Another thing the PLP need to consider is the anger felt by the Party membership at their custody of the Labour Party. (They’re a bit unlucky, we could equally be asking what the NEC was doing?) While much of the centrism of Miliband’s manifesto stems from decisions he took himself and his unity agenda, the dead weight of the PLP and Labour’s right wing ensured that the manifesto was more informed by, at least the titles of, “Two Steps forward, One step back” than the “Communist Manifesto”.

And also

A further aspect of the anger felt with the PLP is that a choice of Burnham, Cooper and Kendall was unacceptable to the membership; it was a collective act of arrogance trying to extend the life of the spadocracy beyond it’s sell by date.

In retrospect we shouldn’t have got rid of shadow cabinet elections; it’s an important safety valve for the PLP and a check on the power of the Leader. The election failure wasn’t Miliband’s alone and people are angry at the suggestion it was, added to this was the PLP’s offer of continuity via the three other candidates and their reaction to Corbyn’s nominators when he got on the ballot and began to win.
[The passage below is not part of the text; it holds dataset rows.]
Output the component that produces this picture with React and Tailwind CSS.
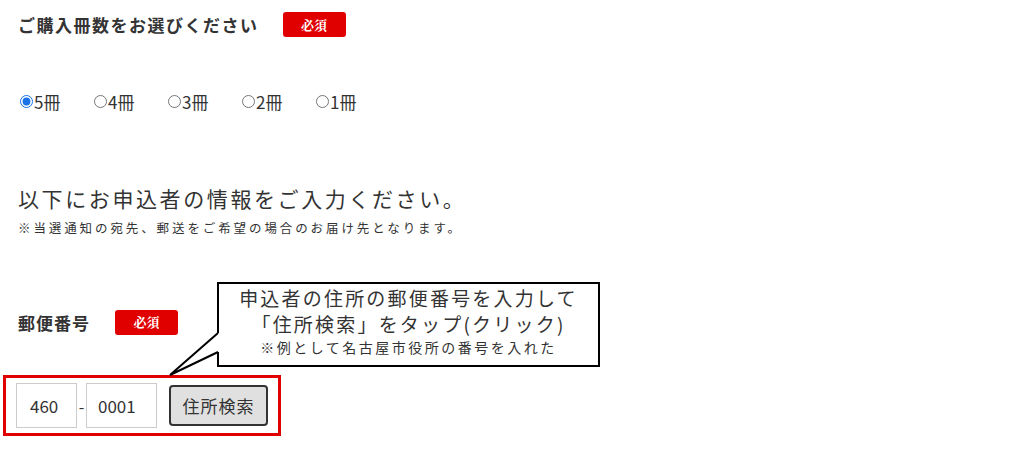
import React, { useState } from 'react';

const jp = { fontFamily: '"Noto Sans CJK JP", "Noto Sans", sans-serif' };

const Badge = () => (
  <span className="inline-flex h-[25px] w-[63px] items-center justify-center rounded-[3px] bg-[#e00000] text-[13px] font-bold text-white" style={{ fontFamily: '"Noto Serif CJK JP", "Noto Sans CJK JP", serif' }}>
    必須
  </span>
);

const App = () => {
  const [count, setCount] = useState('5');
  const options = ['5', '4', '3', '2', '1'];

  return (
    <div className="relative h-[455px] w-[1024px] overflow-hidden bg-white pl-[18px] pt-[12px] text-[#333]" style={jp}>
      {/* 冊数 */}
      <div className="flex h-[25px] items-center gap-[24px]">
        <h2 className="text-[17px] font-bold leading-none tracking-[1.5px]">ご購入冊数をお選びください</h2>
        <Badge />
      </div>

      <div className="mt-[54px] flex h-[20px] items-center pl-[2px]">
        {options.map(n => (
          <label key={n} className="flex w-[74px] items-center gap-[1px] text-[17px] leading-none">
            <input
              type="radio"
              name="count"
              value={n}
              checked={count === n}
              onChange={() => setCount(n)}
              className="h-[13px] w-[13px] accent-[#1a73e8]"
            />
            {n}冊
          </label>
        ))}
      </div>

      {/* 申込者情報 */}
      <p className="mt-[73px] text-[21px] leading-[28px] tracking-[2.6px]">以下にお申込者の情報をご入力ください。</p>
      <p className="mt-[7px] text-[12.5px] leading-[18px] tracking-[2.9px]">※当選通知の宛先、郵送をご希望の場合のお届け先となります。</p>

      <div className="mt-[73px] flex h-[24px] items-center gap-[25px]">
        <h3 className="text-[17px] font-bold leading-none tracking-[1px]">郵便番号</h3>
        <Badge />
      </div>

      <div className="-ml-[15px] mt-[41px] inline-flex items-center border-[3px] border-[#e00000] px-[10px] py-[5px]">
        <input
          defaultValue="460"
          className="h-[45px] w-[61px] border border-[#ccc] pl-[13px] text-[17px] text-[#333] outline-none"
        />
        <span className="w-[9px] text-center text-[16px]">-</span>
        <input
          defaultValue="0001"
          className="h-[45px] w-[71px] border border-[#ccc] pl-[11px] text-[17px] text-[#333] outline-none"
        />
        <button className="ml-[12px] h-[41px] w-[99px] rounded-[4px] border-2 border-[#333] bg-[#e0e0e0] text-[17px] tracking-[1px] text-[#333]">
          住所検索
        </button>
      </div>

      {/* 吹き出し */}
      <div className="absolute left-[217px] top-[282px] flex h-[85px] w-[383px] flex-col items-center border-2 border-black bg-white pt-[1px]">
        <p className="text-[19px] leading-[26px] tracking-[2.2px]">申込者の住所の郵便番号を入力して</p>
        <p className="text-[19px] leading-[26px] tracking-[2.2px]">「住所検索」をタップ(クリック)</p>
        <p className="text-[14px] leading-[20px] tracking-[2.5px]">※例として名古屋市役所の番号を入れた</p>
      </div>
      <svg className="absolute left-[160px] top-[320px]" width="70" height="60" viewBox="0 0 70 60">
        <polygon points="58,13 10,55 58,32 61,32 61,13" fill="white" />
        <polyline points="58,13 10,55 58,32" fill="none" stroke="black" strokeWidth="2" strokeLinejoin="miter" />
      </svg>
    </div>
  );
};

export default App;
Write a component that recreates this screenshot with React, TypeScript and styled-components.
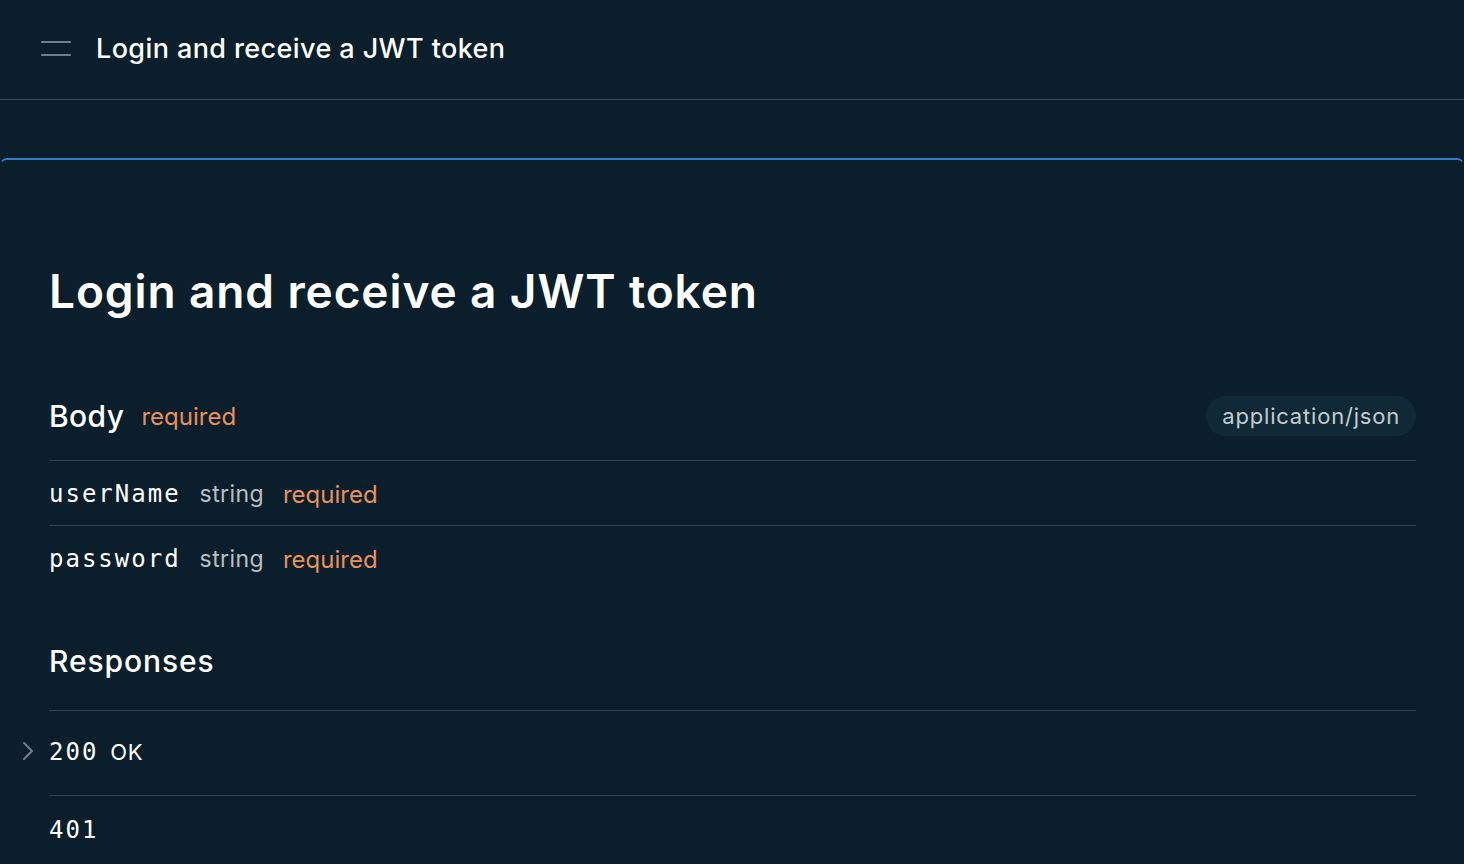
import React from "react";
import styled, { createGlobalStyle } from "styled-components";

const Global = createGlobalStyle`
  html, body { margin: 0; padding: 0; background: #0a1f2b; }
  body { font-family: Inter, "Noto Sans", sans-serif; color: #ffffff; -webkit-font-smoothing: antialiased; }
  * { box-sizing: border-box; }
`;

const Page = styled.div`
  min-height: 864px;
  background: #0a1f2b;
  overflow: hidden;
`;

const Header = styled.header`
  height: 100px;
  display: flex;
  align-items: center;
  gap: 25px;
  padding: 0 0 2px 41px;
  border-bottom: 1px solid #3a4a53;
`;

const MenuButton = styled.div`
  width: 30px;
  display: flex;
  flex-direction: column;
  gap: 11px;
  span {
    display: block;
    height: 2px;
    border-radius: 1px;
    background: #6f8089;
  }
`;

const HeaderTitle = styled.h1`
  margin: 0;
  font-size: 27px;
  font-weight: 500;
  color: #ffffff;
  letter-spacing: 0.4px;
`;

const Card = styled.section`
  margin-top: 58px;
  border-top: 2px solid #3478c6;
  border-left: 1px solid transparent;
  border-right: 1px solid transparent;
  border-radius: 7px 7px 0 0;
  padding: 104px 47px 40px 48px;
`;

const Title = styled.h2`
  margin: 0 0 78px;
  font-size: 46px;
  line-height: 54px;
  font-weight: 600;
  letter-spacing: 0.9px;
`;

const SectionHead = styled.div`
  display: flex;
  align-items: center;
  gap: 17px;
  height: 40px;
  margin-top: 1px;
`;

const SectionTitle = styled.h3<{ $spacing?: number }>`
  margin: 0;
  font-size: 30px;
  font-weight: 500;
  line-height: 40px;
  letter-spacing: ${(p) => p.$spacing ?? 0.5}px;
`;

const Required = styled.span`
  color: #e8915a;
  font-size: 24px;
`;

const Pill = styled.span`
  margin-left: auto;
  height: 40px;
  display: flex;
  align-items: center;
  padding: 0 16px;
  border-radius: 20px;
  background: #0f2a36;
  color: #c4ccd0;
  font-size: 22px;
  letter-spacing: 0.8px;
`;

const FieldList = styled.div`
  margin-top: 24px;
  border-top: 1px solid #34454f;
`;

const FieldRow = styled.div<{ $last?: boolean }>`
  display: flex;
  align-items: center;
  gap: 19px;
  height: 65px;
  padding-top: 2px;
  border-bottom: 1px solid ${(p) => (p.$last ? "transparent" : "#34454f")};
`;

const Mono = styled.span`
  font-family: "DejaVu Sans Mono", "Liberation Mono", monospace;
  font-size: 24px;
  letter-spacing: 2px;
  color: #ffffff;
`;

const TypeLabel = styled.span`
  color: #b8c0c4;
  font-size: 23px;
  letter-spacing: 0.4px;
`;

const Responses = styled.div`
  margin-top: 50px;
`;

const ResponseList = styled.div`
  margin-top: 29px;
  border-top: 1px solid #34454f;
`;

const ResponseRow = styled.div<{ $h: number; $last?: boolean }>`
  position: relative;
  display: flex;
  align-items: center;
  gap: 12px;
  height: ${(p) => p.$h}px;
  padding-bottom: 3px;
  border-bottom: 1px solid ${(p) => (p.$last ? "transparent" : "#34454f")};
`;

const Chevron = styled.svg`
  position: absolute;
  left: -28px;
  top: 50%;
  width: 14px;
  height: 22px;
  margin-top: -13px;
`;

const StatusText = styled.span`
  font-size: 22px;
  color: #ffffff;
  letter-spacing: 0.5px;
`;

export default function App() {
  return (
    <Page>
      <Global />
      <Header>
        <MenuButton>
          <span />
          <span />
        </MenuButton>
        <HeaderTitle>Login and receive a JWT token</HeaderTitle>
      </Header>
      <Card>
        <Title>Login and receive a JWT token</Title>
        <SectionHead>
          <SectionTitle $spacing={0.4}>Body</SectionTitle>
          <Required>required</Required>
          <Pill>application/json</Pill>
        </SectionHead>
        <FieldList>
          <FieldRow>
            <Mono>userName</Mono>
            <TypeLabel>string</TypeLabel>
            <Required>required</Required>
          </FieldRow>
          <FieldRow $last>
            <Mono>password</Mono>
            <TypeLabel>string</TypeLabel>
            <Required>required</Required>
          </FieldRow>
        </FieldList>
        <Responses>
          <SectionTitle $spacing={0.9}>Responses</SectionTitle>
          <ResponseList>
            <ResponseRow $h={85}>
              <Chevron viewBox="0 0 14 22" fill="none">
                <path d="M3 3 L11 11 L3 19" stroke="#6f8089" strokeWidth="2" strokeLinecap="round" strokeLinejoin="round" />
              </Chevron>
              <Mono>200</Mono>
              <StatusText>OK</StatusText>
            </ResponseRow>
            <ResponseRow $h={71} $last>
              <Mono>401</Mono>
            </ResponseRow>
          </ResponseList>
        </Responses>
      </Card>
    </Page>
  );
}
@mat good for you for finding something good to say about Liz, she is more complex than many of her ilk, but for most of us it’s the economy stupid. Perhaps Jeremy could offer her defence (without Trident), or local government. The increasing demonisation of the "other" doesn’t auger well for reuniting the party after the leadership election, whether it’s calling them Tories, entryists or just new; to me the biggest challenge is to offer the new joiner’s a worthwhile role. That includes listening to what they want. There are three candidates and many MPs who don’t yet seem ready for that.